Why skincare shopping becomes confusing
Product categories are often described as if they are steps in a universal order. Cleanser, toner, essence, serum, eye cream, moisturizer, and oil can sound like a sequence you are expected to complete.
But a category is only a type of tool. A serum may add hydration or target uneven tone. A toner may add another layer of hydration or provide exfoliating ingredients. An oil may change the feel of a routine. None of those descriptions automatically means the product belongs on your shelf.
The better question is not “What product am I missing?” It is “What job is not being handled by my current routine?”
The core routine: cleanse, moisturize, protect
Cleansing
Cleanse when there is something you need to remove. That might be sunscreen, makeup, excess oil, sweat, or the residue from the day. A gentle cleanser can be useful at night, while some people prefer simply rinsing in the morning if their skin feels comfortable.

The “squeaky clean” feeling is not a quality test. If washing leaves your skin tight, stinging, or uncomfortable, the routine may be removing more than you need.
Moisturizing
Moisturizer is useful when your skin feels dry, tight, rough, or easily uncomfortable. It can also make a routine more comfortable even when dryness is not your main concern. Choose texture according to how your skin feels and what you can apply consistently, rather than assuming the richest formula is always best.
Sun protection
Daytime sun protection is a separate job from cleansing or moisturizing. Choose a broad-spectrum sunscreen you can apply in a useful amount and reapply when needed for your exposure. The best sunscreen is one you will actually use consistently.

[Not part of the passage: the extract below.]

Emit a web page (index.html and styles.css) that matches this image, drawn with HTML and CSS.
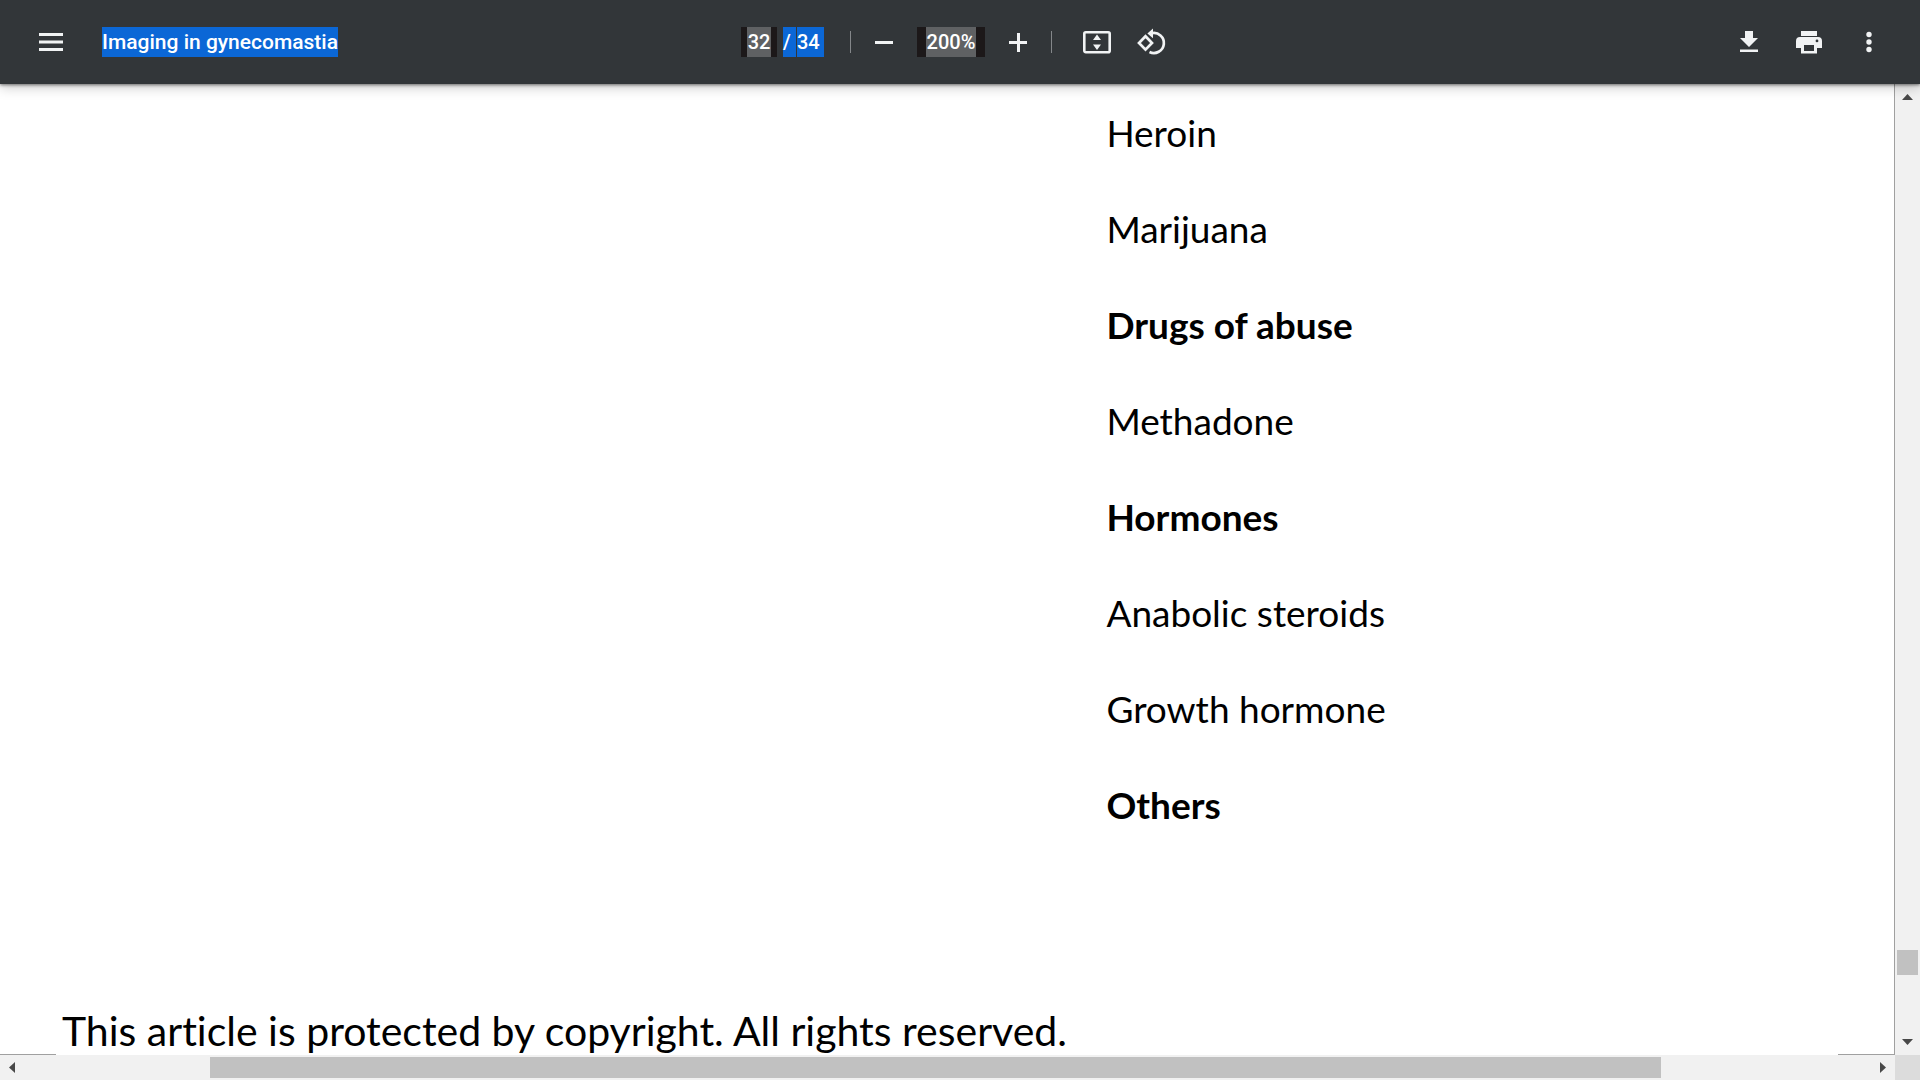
FILE: index.html
```html
<!DOCTYPE html>
<html lang="en">
<head>
<meta charset="utf-8">
<title>Imaging in gynecomastia</title>
<link rel="stylesheet" href="styles.css">
</head>
<body>
<header class="toolbar">
  <div class="start">
    <button class="icon" aria-label="Menu"><svg viewBox="0 0 32 32"><path d="M4 7h24v3H4zM4 14.500h24v3H4zM4 22h24v3H4z"/></svg></button>
    <h1 class="title"><span class="selected">Imaging in gynecomastia</span></h1>
  </div>
  <div class="center">
    <div class="pages">
      <input class="field page-field" type="text" value="32" aria-label="Page number">
      <span class="count"><span class="selected slash">/</span><span class="selected total">34</span></span>
    </div>
    <span class="divider"></span>
    <button class="icon" aria-label="Zoom out"><svg viewBox="0 0 32 32"><path d="M7 15h18v3H7z"/></svg></button>
    <input class="field zoom-field" type="text" value="200%" aria-label="Zoom level">
    <button class="icon" aria-label="Zoom in"><svg viewBox="0 0 32 32"><path d="M7 15h8V7h3v8h7v3h-7v8h-3v-8H7z"/></svg></button>
    <span class="divider"></span>
    <div class="view-tools">
      <button class="icon" aria-label="Fit to page"><svg viewBox="0 0 32 32"><rect x="3.3" y="6.3" width="25.4" height="20" rx="1.500" fill="none" stroke="currentColor" stroke-width="2.6"/><path d="M16 8.500l4 5.500h-8zM16 24l4-5.500h-8z"/></svg></button>
      <button class="icon" aria-label="Rotate counterclockwise"><svg viewBox="0 0 32 32"><path d="M10.500 10.300L17 17l-6.500 6.600L4 17z" fill="none" stroke="currentColor" stroke-width="2.700"/><path d="M16.500 7.300a10 10 0 1 1-2 18.700" fill="none" stroke="currentColor" stroke-width="2.700"/><path d="M18 2.500v9.800l-5.600-4.900z"/></svg></button>
    </div>
  </div>
  <div class="end">
    <button class="icon" aria-label="Download"><svg viewBox="0 0 32 32"><path d="M12 5h8v7h5l-9 9-9-9h5zM7 23.500h18V26H7z"/></svg></button>
    <button class="icon" aria-label="Print"><svg viewBox="0 0 32 32"><path fill-rule="evenodd" d="M8 5h16v5H8zM7 11h18a4 4 0 0 1 4 4v7h-5v5.500H8V22H3v-7a4 4 0 0 1 4-4zm4 8v6h10v-6zm13-5.500a1.400 1.400 0 1 0 0 2.800 1.400 1.400 0 0 0 0-2.800z"/></svg></button>
    <button class="icon" aria-label="More actions"><svg viewBox="0 0 32 32"><circle cx="16" cy="8.500" r="2.700"/><circle cx="16" cy="16" r="2.700"/><circle cx="16" cy="23.500" r="2.700"/></svg></button>
  </div>
</header>
<div class="viewer">
  <main class="sheet">
    <div class="columns">
      <div class="entries">
        <p>Heroin</p>
        <p>Marijuana</p>
        <p><strong>Drugs of abuse</strong></p>
        <p>Methadone</p>
        <p><strong>Hormones</strong></p>
        <p>Anabolic steroids</p>
        <p>Growth hormone</p>
        <p><strong>Others</strong></p>
      </div>
    </div>
    <p class="notice">This article is protected by copyright. All rights reserved.</p>
    <div class="edges"><span></span><span></span></div>
  </main>
  <div class="bar vertical">
    <button class="arrow" aria-label="Scroll up"><svg viewBox="0 0 25 25"><path d="M7 16h11l-5.500-6z"/></svg></button>
    <div class="track"><span class="before"></span><span class="thumb"></span><span class="after"></span></div>
    <button class="arrow" aria-label="Scroll down"><svg viewBox="0 0 25 25"><path d="M7 9h11l-5.500 6z"/></svg></button>
  </div>
  <div class="bar horizontal">
    <button class="arrow" aria-label="Scroll left"><svg viewBox="0 0 25 25"><path d="M15 7v11l-6-5.500z"/></svg></button>
    <div class="track"><span class="before"></span><span class="thumb"></span><span class="after"></span></div>
    <button class="arrow" aria-label="Scroll right"><svg viewBox="0 0 25 25"><path d="M10 7v11l6-5.500z"/></svg></button>
  </div>
  <div class="corner"></div>
</div>
</body>
</html>
```
FILE: styles.css
```css
* { box-sizing: border-box; }

body {
  margin: 0;
  height: 100vh;
  display: flex;
  flex-direction: column;
  overflow: hidden;
  background: #fff;
  color: #000;
  font-family: Lato, sans-serif;
}

p, h1 { margin: 0; }
button { padding: 0; border: 0; background: none; color: inherit; }
svg { display: block; width: 100%; height: 100%; fill: currentColor; }

.toolbar {
  position: relative;
  z-index: 1;
  flex: none;
  display: grid;
  grid-template-columns: 1fr auto 1fr;
  align-items: center;
  height: 84px;
  padding: 0 35px;
  background: #323639;
  color: #f1f3f4;
  box-shadow: 0 1px 3px rgba(0, 0, 0, .5), 0 3px 12px rgba(0, 0, 0, .22);
  font-family: Roboto, sans-serif;
  font-size: 20px;
  font-weight: 500;
}

.start, .center, .end, .pages, .view-tools, .count { display: flex; align-items: center; }
.start { gap: 35px; }
.center { gap: 17px; padding-right: 12px; }
.end { gap: 28px; justify-content: flex-end; }
.pages { gap: 6px; margin-right: 9px; }
.view-tools { gap: 22px; margin-left: 12px; }
.icon { width: 32px; height: 32px; }

.title { font-size: 21px; font-weight: 500; }
.selected { display: block; height: 30px; line-height: 30px; background: #0b67d6; color: #fff; }
.count { gap: 1px; }
.slash { width: 13px; }
.total { width: 27px; }

.field {
  height: 30px;
  border: 0;
  border-radius: 0;
  color: #fff;
  font: inherit;
  text-align: center;
  background: linear-gradient(#5f6163, #5f6163) content-box, #1c1819;
}
.page-field { width: 36px; padding: 0 6px; }
.zoom-field { width: 68px; padding: 0 9px; }
.divider { width: 1px; height: 22px; background: #84878a; }

.viewer {
  flex: 1;
  min-height: 0;
  display: grid;
  grid-template-columns: minmax(0, 1fr) 25px;
  grid-template-rows: minmax(0, 1fr) 25px;
}

.sheet {
  position: relative;
  display: flex;
  flex-direction: column;
  justify-content: space-between;
  overflow: hidden;
  border-right: 1px solid #a0a0a0;
  font-variant-ligatures: none;
}
.columns { display: grid; grid-template-columns: 1107fr 788fr; padding-top: 1px; }
.entries { grid-column: 2; font-size: 37px; line-height: 96px; white-space: nowrap; }
.notice { padding-left: 62px; font-size: 41px; line-height: 48px; white-space: nowrap; }

.edges {
  position: absolute;
  inset: auto 0 0;
  display: flex;
  justify-content: space-between;
}
.edges span { width: 56px; height: 1px; background: #a0a0a0; }

.bar { display: flex; background: #f1f1f1; color: #484848; }
.vertical { flex-direction: column; }
.arrow { flex: none; width: 25px; height: 25px; }
.track { flex: 1; display: flex; }
.vertical .track { flex-direction: column; padding: 0 2px; }
.horizontal .track { padding: 2px 0; }
.thumb { background: #c1c1c1; }
.vertical .before { flex: 841; }
.vertical .thumb { height: 25px; }
.vertical .after { flex: 55; }
.horizontal .before { flex: 185; }
.horizontal .thumb { flex: 1451; }
.horizontal .after { flex: 209; }
.corner { background: #dcdcdc; }
```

When a targeted product makes sense
A targeted product earns its place when it has a defined purpose. That purpose might be hydration, the appearance of uneven tone, texture, or another concern you can describe clearly.

Start with one change at a time. If you introduce three active products together and your skin becomes irritated, you will not know which change caused the problem. A smaller experiment gives you better information and makes it easier to stop or simplify.

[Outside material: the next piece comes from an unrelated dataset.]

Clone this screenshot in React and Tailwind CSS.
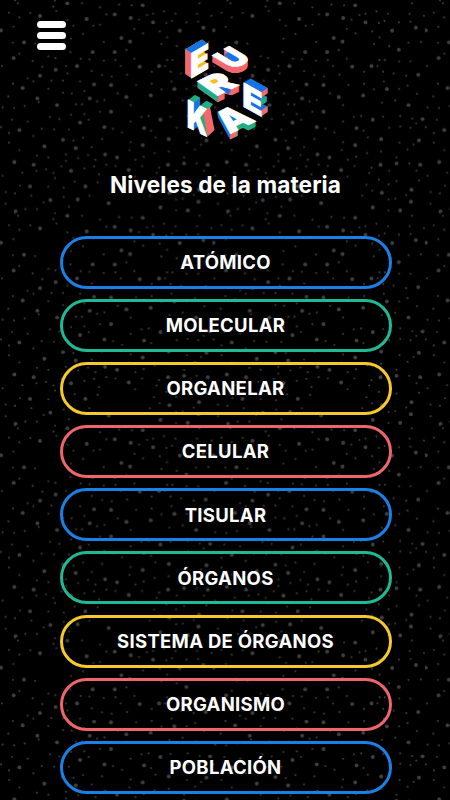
import React from 'react';

const NIVELES = [
    { id: 1, nombre: 'ATÓMICO', borde: 'border-[#1a80e6]' },
    { id: 2, nombre: 'MOLECULAR', borde: 'border-[#1fb993]' },
    { id: 3, nombre: 'ORGANELAR', borde: 'border-[#f5c92c]' },
    { id: 4, nombre: 'CELULAR', borde: 'border-[#ee666b]' },
    { id: 5, nombre: 'TISULAR', borde: 'border-[#1a80e6]' },
    { id: 6, nombre: 'ÓRGANOS', borde: 'border-[#1fb993]' },
    { id: 7, nombre: 'SISTEMA DE ÓRGANOS', borde: 'border-[#f5c92c]' },
    { id: 8, nombre: 'ORGANISMO', borde: 'border-[#ee666b]' },
    { id: 9, nombre: 'POBLACIÓN', borde: 'border-[#1a80e6]' },
];

// Estrellas de un mosaico de 637x637 (se dibuja a un tercio de escala)
const ESTRELLAS_GRANDES = [
    [202, 10], [428, 16], [120, 48], [344, 43], [260, 57], [392, 54], [3, 91], [364, 114], [390, 125], [72, 127],
    [278, 156], [344, 156], [41, 174], [231, 198], [419, 200], [167, 209], [120, 227], [282, 253], [333, 255], [68, 264],
    [379, 291], [269, 295], [112, 295], [171, 315], [333, 335], [240, 368], [313, 381], [58, 390], [432, 384], [189, 419],
    [428, 435], [133, 439], [227, 444], [315, 463], [351, 472], [43, 486], [101, 494], [213, 512], [386, 510], [90, 559],
    [256, 559], [151, 600], [233, 598], [326, 609], [47, 634], [459, 67], [539, 92], [610, 83], [559, 149], [477, 198],
    [617, 224], [523, 267], [452, 286], [588, 315], [481, 359], [630, 357], [506, 417], [619, 421], [504, 494], [552, 490],
    [623, 494], [508, 578], [597, 569], [481, 622], [563, 631], [595, 605],
];

const ESTRELLAS_CHICAS = [
    [54, 10], [45, 1], [165, 2], [160, 20], [169, 33], [246, 10], [27, 38], [58, 52], [91, 39], [202, 60],
    [220, 77], [300, 22], [319, 43], [357, 14], [395, 16], [300, 74], [280, 77], [403, 87], [417, 59], [441, 45],
    [429, 100], [249, 102], [213, 116], [40, 80], [39, 128], [105, 131], [58, 161], [98, 183], [145, 169], [166, 174],
    [211, 156], [242, 176], [268, 178], [311, 126], [379, 150], [403, 176], [346, 180], [311, 182], [198, 198], [127, 200],
    [6, 198], [202, 220], [275, 213], [306, 225], [335, 229], [362, 198], [381, 224], [83, 235], [100, 244], [39, 251],
    [154, 242], [189, 242], [240, 244], [145, 266], [253, 273], [189, 278], [215, 280], [25, 289], [116, 306], [8, 322],
    [42, 324], [74, 318], [228, 313], [246, 313], [291, 304], [313, 300], [353, 280], [408, 255], [392, 315], [213, 344],
    [253, 342], [300, 335], [36, 359], [83, 364], [150, 351], [178, 357], [266, 359], [424, 351], [446, 348], [392, 364],
    [3, 381], [125, 386], [162, 388], [207, 388], [339, 386], [366, 397], [27, 399], [100, 408], [220, 422], [249, 413],
    [306, 417], [27, 428], [275, 441], [58, 450], [111, 466], [145, 472], [198, 463], [198, 483], [234, 474], [264, 465],
    [286, 479], [184, 499], [138, 508], [109, 512], [67, 518], [8, 527], [160, 519], [165, 534], [253, 505], [282, 499],
    [319, 494], [346, 498], [297, 523], [388, 450], [392, 426], [406, 479], [426, 498], [431, 470], [405, 530], [224, 545],
    [293, 547], [60, 557], [145, 560], [191, 563], [191, 591], [94, 587], [17, 576], [45, 580], [268, 587], [17, 611],
    [131, 607], [207, 620], [76, 627], [111, 627], [459, 41], [492, 34], [526, 41], [559, 67], [516, 63], [499, 69],
    [479, 94], [501, 112], [484, 132], [530, 138], [588, 128], [625, 126], [591, 41], [594, 65], [598, 10], [634, 47],
    [560, 184], [594, 184], [501, 180], [517, 180], [495, 198], [512, 215], [455, 215], [543, 220], [581, 227], [455, 251],
    [514, 244], [484, 268], [560, 267], [585, 257], [613, 281], [548, 301], [508, 308], [512, 350], [563, 348], [530, 383],
    [563, 379], [594, 383], [599, 356], [611, 370], [453, 392], [466, 412], [561, 428], [506, 454], [464, 459], [552, 472],
    [585, 448], [603, 434], [590, 490], [477, 503], [470, 519], [530, 512], [612, 512], [552, 543], [499, 538], [528, 553],
    [462, 554], [619, 541], [581, 585], [449, 587], [528, 598], [548, 596], [479, 572], [528, 631],
];

const FondoEstrellas = () => (
    <svg className="absolute inset-0 h-full w-full" aria-hidden="true">
        <defs>
            <pattern id="estrellas" width="637" height="637" patternUnits="userSpaceOnUse" patternTransform="scale(0.3335)">
                {ESTRELLAS_GRANDES.map(([x, y]) => (
                    <circle key={`g${x}-${y}`} cx={x} cy={y} r="5.8" fill="#3f3f3f" />
                ))}
                {ESTRELLAS_CHICAS.map(([x, y]) => (
                    <circle key={`c${x}-${y}`} cx={x} cy={y} r="3.2" fill="#383838" />
                ))}
            </pattern>
        </defs>
        <rect width="100%" height="100%" fill="url(#estrellas)" />
    </svg>
);

const AZUL = '#1573e6';
const ROJO = '#f4676c';
const VERDE = '#1fae83';
const AMARILLO = '#f3bf1b';

// Letra isométrica: origen = esquina inferior izquierda, ejeX = ancho, ejeY = alto hacia abajo
const Letra = ({ letra, origen, ejeX, ejeY, margen, ancho, fondo, lado, children }) => {
    const a = ejeX[0] / ancho;
    const b = ejeX[1] / ancho;
    const c = ejeY[0] / 72.7;
    const d = ejeY[1] / 72.7;
    const e = origen[0] - a * margen;
    const f = origen[1] - b * margen;
    const capas = [];
    for (let t = 1; t > 0; t -= 0.08) {
        capas.push(t);
    }
    return (
        <g fontFamily="Inter, sans-serif" fontSize="100" fontWeight="900">
            {capas.map((t) => (
                <text key={t} fill={lado} transform={`matrix(${a} ${b} ${c} ${d} ${e + fondo[0] * t} ${f + fondo[1] * t})`}>
                    {letra}
                </text>
            ))}
            {children}
            <text fill="#ffffff" stroke="#ffffff" strokeWidth="2" transform={`matrix(${a} ${b} ${c} ${d} ${e} ${f})`}>{letra}</text>
        </g>
    );
};

const Logo = () => (
    <svg className="h-[110px] w-[92px] overflow-visible" viewBox="180 34 92 110" role="img" aria-label="Eureka">
        <Letra letra="U" origen={[234.5, 69]} ejeX={[18, -10]} ejeY={[22.5, 13.5]} margen={5} ancho={66} fondo={[0, 6.5]} lado={ROJO}>
            <polygon points="224,55 229,52 243,60 237,64" fill={AZUL} />
        </Letra>
        <Letra letra="E" origen={[191.7, 78]} ejeX={[16, -9.3]} ejeY={[0, 25]} margen={5.5} ancho={51} fondo={[-6, -4]} lado={AMARILLO}>
            <polygon points="185.3,49.3 191.9,53 191.9,78 185.3,74" fill={ROJO} />
            <polygon points="185.3,49.3 202,39.6 207.7,43.7 191.7,53" fill={AZUL} />
        </Letra>
        <Letra letra="R" origen={[218, 95.5]} ejeX={[22.5, -11]} ejeY={[20.3, 14.5]} margen={5.5} ancho={63} fondo={[0, 6.5]} lado={ROJO}>
            <polygon points="197.7,81 218.2,95.5 218.2,102 197.7,87.5" fill={VERDE} />
            <polygon points="206,81 213,76 220,80 213,85" fill={AMARILLO} />
            <polygon points="219,88.5 225,85 231,90.5 228.3,94.5" fill={AZUL} />
        </Letra>
        <Letra letra="E" origen={[244, 107]} ejeX={[17, 9.5]} ejeY={[0, 24]} margen={5.5} ancho={51} fondo={[6.5, -4.5]} lado={AZUL}>
            <polygon points="261,92.5 267.5,88 267.5,93.5 261,98" fill={ROJO} />
            <polygon points="259,100.5 266.5,96 266.5,102 259,106.5" fill={VERDE} />
            <polygon points="261,110.5 267.5,106 267.5,112 261,116.5" fill={ROJO} />
        </Letra>
        <Letra letra="K" origen={[188.3, 127.5]} ejeX={[19, 9.5]} ejeY={[0, 27.5]} margen={5.5} ancho={70} fondo={[6.5, -5]} lado={VERDE}>
            <polygon points="193.5,103 200,98.5 200,110 193.5,114" fill={AZUL} />
            <polygon points="193.5,121 196.5,118 196.5,127 193.5,130" fill={AZUL} />
            <polygon points="203,112 210,107 214.5,130 207.5,136.5" fill={ROJO} />
        </Letra>
        <Letra letra="A" origen={[230, 134]} ejeX={[26, -13]} ejeY={[20, 18]} margen={1} ancho={77} fondo={[0, 5.5]} lado={VERDE}>
            <polygon points="217,111 230,134 230,139.5 218,117" fill={AZUL} />
            <polygon points="230,134 237,130.5 237,136 230,139.5" fill={ROJO} />
            <polygon points="226,114 232,113 239,120 232,123" fill={AZUL} />
        </Letra>
    </svg>
);

const BotonMenu = () => (
    <button type="button" aria-label="Menú" className="mt-[21px] ml-[37px] flex w-[29px] flex-col gap-[3.5px]">
        <span className="h-[7.3px] w-full rounded-full bg-white"></span>
        <span className="h-[7.3px] w-full rounded-full bg-white"></span>
        <span className="h-[7.3px] w-full rounded-full bg-white"></span>
    </button>
);

export default function App() {
    return (
        <div className="relative h-[800px] w-[450px] overflow-hidden bg-black font-['Inter',sans-serif] text-white">
            <FondoEstrellas />
            <div className="relative flex flex-col">
                <header className="flex h-[144px] items-start">
                    <BotonMenu />
                    <div className="mt-[34px] ml-[114px]">
                        <Logo />
                    </div>
                </header>

                <h1 className="mt-[25px] pl-px text-center text-[22.6px] leading-8 font-bold tracking-[0.1px]">Niveles de la materia</h1>

                {/* Lista de niveles */}
                <main className="mt-[35px] ml-[59.5px] flex w-[332px] flex-col gap-[10.1px]">
                    {NIVELES.map((nivel) => (
                        <button
                            key={nivel.id}
                            type="button"
                            className={`flex h-[53px] shrink-0 items-center justify-center rounded-full border-3 pt-px text-[18.5px] font-bold tracking-[0.3px] ${nivel.borde}`}
                        >
                            {nivel.nombre}
                        </button>
                    ))}
                </main>
            </div>
        </div>
    );
}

Targeted products also need realistic expectations. They are not instant repairs, and stronger is not automatically better. Follow the product directions, avoid stacking several irritating steps at once, and stop if your skin reacts significantly.
Products that are usually optional
Toners, essences, eye creams, facial oils, masks, and exfoliants may be useful in the right context, but they are not automatic requirements.
Ask three questions before adding one:
- What specific job does this product perform?
- Is that job already covered by something I use?
- Can I add it without making the routine harder to understand or tolerate?
Exfoliants deserve particular caution because the goal is not to remove as much surface skin as possible. Use them only when they solve a clear problem and when your skin can tolerate the frequency and formula.
A simple way to decide what you need
Use the smallest useful routine as a baseline for a few weeks. Then make one adjustment based on an observed problem.
| What you notice | First question to ask | Possible category |
|---|---|---|
| Sunscreen or makeup remains at night | What needs to be removed? | Cleanser or cleansing oil |
| Skin feels tight after washing | Is the cleansing step too harsh or too frequent? | Gentler cleanser or less cleansing |
| Skin feels dry or rough | Is the routine supporting comfort? | Moisturizer |
| A specific concern remains | What job is not covered yet? | Targeted product |
| Nothing is wrong | Do I need to add anything? | Probably not |
This approach is more useful than counting how many products appear in someone else’s routine. The American Academy of Dermatology’s basic skin-care guidance also emphasizes a simple foundation of cleansing, moisturizing, and sun protection.
How to avoid buying products you do not need
Be cautious when a product description creates a problem before offering to solve it. Marketing can make normal skin variation sound like a deficiency. It can also make a routine feel incomplete simply because it does not contain a particular category.
Before buying, write down the problem in one sentence. If you cannot describe what you want the product to do, wait. If the product is intended to address a concern, add only that one change and give yourself enough time to judge it fairly.
Patch-test new products when appropriate. The American Academy of Dermatology recommends testing skin-care products on a small area before using them more widely.
Where to go next
If you are building a routine, start with how to build a skincare routine that fits your skin. If you are comparing categories, read Skincare Product Categories Explained. If a specific concern is driving your search, Best Skincare Products by Skin Type and Concern is the more natural next step.
Final thoughts
Most people do not need more products. They need a clearer reason for each product they already use.
Start with the smallest routine that keeps your skin clean enough, comfortable enough, and protected during the day. Add a targeted step only when it solves a real problem. That makes your routine easier to maintain, easier to evaluate, and much less expensive to keep changing.